Angela Mangione-Borelli of Long Branch High School and teacher of Italian of 42 years, and Antonia Gazillo of Hazlet Middle School now in her 7th year of teaching, are regular participants of the program also happen to be a mother and daughter. Both had similar opinions on the uniqueness of the symposium. “I like coming to each symposium, because I learn a lot from them — Angela declared.— This is a wonderful event for me, because it serves as an exchange of ideas as well as provides me with a refreshing course of new and exciting ideas.” Antonia added: “I come to the symposium every year, because I want to learn about new pedagogically sound methods and techniques.” In its 9th iteration, it has stayed true to its initial objective, stated Tess Iannacco, a seasoned Italian teacher of 16 years who has taught from elementary to AP Italian. “This is the ninth symposium I’ve had the privilege to attend. In my opinion, I find each symposium more interesting than the last and I always learn something new.”

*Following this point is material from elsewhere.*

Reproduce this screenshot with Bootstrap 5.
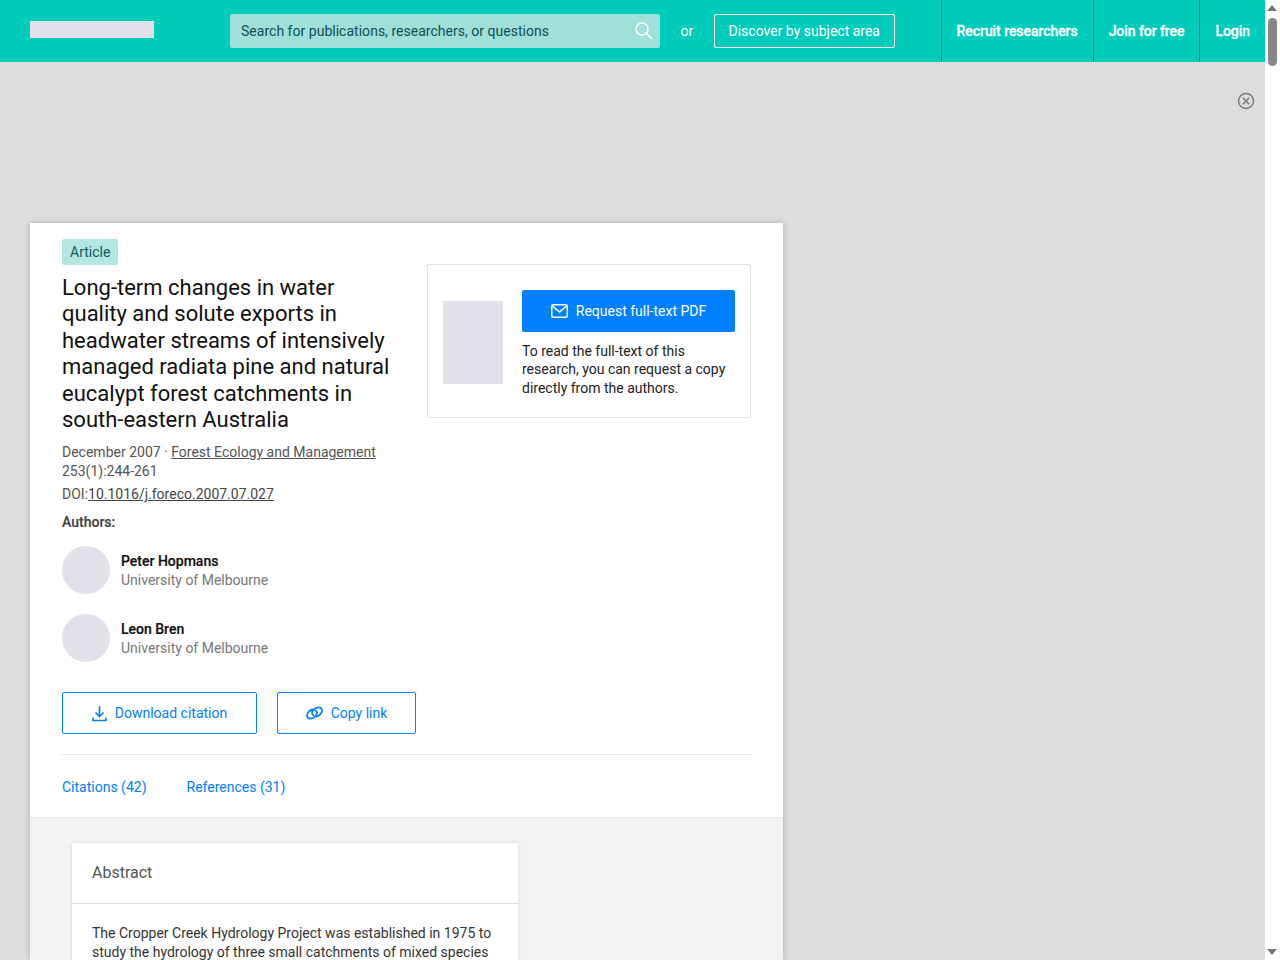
<!DOCTYPE html>
<html lang="en">
<head>
<meta charset="utf-8">
<title>Long-term changes in water quality</title>
<link href="https://cdn.jsdelivr.net/npm/bootstrap@5.3.0/dist/css/bootstrap.min.css" rel="stylesheet">
<style>
html,body{height:960px;overflow:hidden}
body{background:#ddd;font-family:Roboto,"Liberation Sans",sans-serif;font-size:14px;line-height:19px;color:#111;width:1265px}
.rg-top{height:62px;background:#00ccbb;padding-left:30px}
.rg-logo{width:124px;height:17px;background:#e1e1ea;margin:0 76px 3px 0}
.rg-search{width:430px;height:34px;background:#9fe0d9;border-radius:2px;padding:0 6px 0 11px;color:#0c4f55;letter-spacing:.02px}
.rg-or{color:#fff;margin:0 20.5px}
.rg-disc{height:34px;width:181px;border:1px solid #fff;border-radius:2px;color:#fff;font-size:14px;padding:0}
.rg-gap{flex:1}
.rg-nav{height:62px;border-left:1px solid #0b7d74;color:#fff;font-weight:500;-webkit-text-stroke:.3px #fff;padding:0 15px;letter-spacing:-.06px}
.rg-nav-end{padding-left:15px}
.rg-adband{height:161px;padding:30px 10px 0 0}
.rg-sheet{width:753px;height:737px;margin-left:30px;background:#f3f3f3;box-shadow:0 0 6px rgba(0,0,0,.22);overflow:hidden}
.rg-head{height:595px;background:#fff;padding:16px 32px 0;border-bottom:1px solid #e8e8e8}
.rg-tag{background:#b5e6e1;color:#0c5a5c;border-radius:2px;padding:0 8px;height:26px;line-height:26px;display:inline-block;font-size:14px}
.rg-title{font-size:22px;line-height:26.4px;font-weight:400;color:#111;margin:10px 0 0;width:332px}
.rg-meta{color:#555;margin-top:10px}
.rg-meta a{color:#555}
.rg-doi{margin-top:4px;color:#555}
.rg-doi a{color:#444}
.rg-auth-l{font-weight:500;color:#444;margin-top:9px;-webkit-text-stroke:.2px #444}
.rg-person{margin-top:20px}
.rg-first{margin-top:14px}
.rg-av{width:48px;height:48px;border-radius:50%;background:#e1e1ea;margin-right:11px;flex:none}
.rg-who{padding-top:2px}
.rg-name{font-weight:500;color:#111;-webkit-text-stroke:.2px #111}
.rg-inst{color:#777}
.rg-pdf{width:324px;height:154px;border:1px solid #e2e2e2;border-radius:2px;margin-top:25px;padding:25px 15px 0;flex:none}
.rg-thumb{width:60px;height:83px;background:#e1e1ea;margin:11px 19px 0 0;flex:none}
.rg-req{width:213px;height:42px;background:#0080ff;color:#fff;border:0;border-radius:2px;padding:0;font-size:14px}
.rg-note{margin:9.5px 0 0;color:#222;line-height:18.5px}
.rg-actions{gap:20px;margin-top:30px}
.rg-line{height:42px;border:1px solid #0080ff;border-radius:2px;color:#0080ff;background:#fff;font-size:14px;padding:0}
.rg-w1{width:195px}
.rg-w2{width:139px}
.rg-tabs{border-top:1px solid #e6e6e6;margin-top:20px;padding-top:23px;color:#0080ff;gap:40px;width:689px}
.rg-abs{width:446px;margin:25px 0 0 42px;background:#fff;box-shadow:0 0 3px rgba(0,0,0,.15)}
.rg-abs-h{height:61px;line-height:60px;padding-left:20px;font-size:16px;color:#555;border-bottom:1px solid #ddd}
.rg-abs-b{padding:20px 20px 0;color:#333;line-height:19px}
.rg-scroll{position:fixed;top:0;right:0;width:15px;height:960px;background:#fff}
.rg-thumbbar{position:absolute;left:3px;top:18px;width:9px;height:48px;background:#888;border-radius:5px}
.rg-arrow{position:absolute;left:2px;width:0;height:0;border-left:5px solid transparent;border-right:5px solid transparent}
.rg-up{top:5px;border-bottom:6px solid #777}
.rg-down{bottom:5px;border-top:6px solid #777}
</style>
</head>
<body>
<header class="rg-top d-flex align-items-center">
  <div class="rg-logo"></div>
  <div class="rg-search d-flex align-items-center justify-content-between">
    <span>Search for publications, researchers, or questions</span>
    <svg width="20" height="20" viewBox="0 0 20 20" fill="none" stroke="#fff" stroke-width="1.5"><circle cx="8" cy="8" r="6"/><path d="M12.5 12.5 18 18"/></svg>
  </div>
  <span class="rg-or">or</span>
  <button class="btn rg-disc">Discover by subject area</button>
  <div class="rg-gap"></div>
  <div class="rg-nav d-flex align-items-center">Recruit researchers</div>
  <div class="rg-nav d-flex align-items-center">Join for free</div>
  <div class="rg-nav rg-nav-end d-flex align-items-center">Login</div>
</header>
<div class="rg-adband d-flex justify-content-end align-items-start">
  <svg width="18" height="18" viewBox="0 0 18 18" fill="none" stroke="#777" stroke-width="1.4"><circle cx="9" cy="9" r="7.5"/><path d="M5.8 5.8l6.4 6.4M12.2 5.8l-6.4 6.4"/></svg>
</div>
<main class="rg-sheet">
  <section class="rg-head">
    <div class="d-flex justify-content-between">
      <div>
        <span class="rg-tag">Article</span>
        <h1 class="rg-title">Long-term changes in water quality and solute exports in headwater streams of intensively managed radiata pine and natural eucalypt forest catchments in south-eastern Australia</h1>
        <div class="rg-meta">December 2007 · <a href="#">Forest Ecology and Management</a><br>253(1):244-261</div>
        <div class="rg-doi">DOI:<a href="#">10.1016/j.foreco.2007.07.027</a></div>
        <div class="rg-auth-l">Authors:</div>
        <div class="d-flex align-items-center rg-first">
          <div class="rg-av"></div>
          <div class="rg-who"><div class="rg-name">Peter Hopmans</div><div class="rg-inst">University of Melbourne</div></div>
        </div>
        <div class="d-flex align-items-center rg-person">
          <div class="rg-av"></div>
          <div class="rg-who"><div class="rg-name">Leon Bren</div><div class="rg-inst">University of Melbourne</div></div>
        </div>
      </div>
      <aside class="rg-pdf d-flex">
        <div class="rg-thumb"></div>
        <div>
          <button class="btn rg-req d-flex align-items-center justify-content-center gap-2">
            <svg width="17" height="14" viewBox="0 0 17 14" fill="none" stroke="#fff" stroke-width="1.5"><rect x=".8" y=".8" width="15.4" height="12.4" rx="1.5"/><path d="M1.5 2l7 6 7-6"/></svg>
            Request full-text PDF
          </button>
          <p class="rg-note">To read the full-text of this research, you can request a copy directly from the authors.</p>
        </div>
      </aside>
    </div>
    <div class="d-flex rg-actions">
      <button class="btn rg-line rg-w1 d-flex align-items-center justify-content-center gap-2">
        <svg width="15" height="17" viewBox="0 0 15 17" fill="none" stroke="#0080ff" stroke-width="1.6"><path d="M7.500 1v10M3.500 7.500l4 4 4-4M1 12.500v3h13v-3"/></svg>
        Download citation
      </button>
      <button class="btn rg-line rg-w2 d-flex align-items-center justify-content-center gap-2">
        <svg width="17" height="14" viewBox="0 0 17 14" fill="none" stroke="#0080ff" stroke-width="1.8" stroke-linecap="round"><path d="M6.500 3.500C4 4 1 6.500 1 9.500c0 2.500 2.500 3.500 4.500 3 2.500-.6 5.500-3 5.500-5.500 0-1.200-.6-1.800-1.500-2.200"/><path d="M10.500 10.500c2.500-.5 5.500-3 5.500-6 0-2.500-2.500-3.500-4.500-3C9 2.100 6 4.500 6 7c0 1.200.6 1.800 1.500 2.200"/></svg>
        Copy link
      </button>
    </div>
    <div class="rg-tabs d-flex"><span>Citations (42)</span><span>References (31)</span></div>
  </section>
  <section class="rg-abs">
    <div class="rg-abs-h">Abstract</div>
    <div class="rg-abs-b">The Cropper Creek Hydrology Project was established in 1975 to study the hydrology of three small catchments of mixed species</div>
  </section>
</main>
<div class="rg-scroll"><div class="rg-arrow rg-up"></div><div class="rg-thumbbar"></div><div class="rg-arrow rg-down"></div></div>
<script src="https://cdn.jsdelivr.net/npm/bootstrap@5.3.0/dist/js/bootstrap.bundle.min.js"></script>
</body>
</html>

The symposium’s tradition of embracing Italian language and culture, this year through the successful integration of music and song in the curriculum, will continue to shape its future. Teachers and students gather at these events to receive this knowledge from experts in the field and one other, and the tristate area maintains the Italian language and culture to be relevant and cool. The reactions of attendees serve as evidence that the spirit that circulates in the symposium will remain healthy through sharing and developing fresh ideas. “I do believe that this program, which has been enhanced year over year on the basis of registrants’ qualitative and quantitative evaluations, is an important developmental experience — concluded Dr. Mary Ann Re — and one I am proud to promote as a signature collaborative program between the Italian department and the Coccia Institute.”

And at the end of each symposium, a new one enters the state of conception, so we duly mark our calendars for the 10th symposium, a decade of Teaching Italian: October, 20th 2017.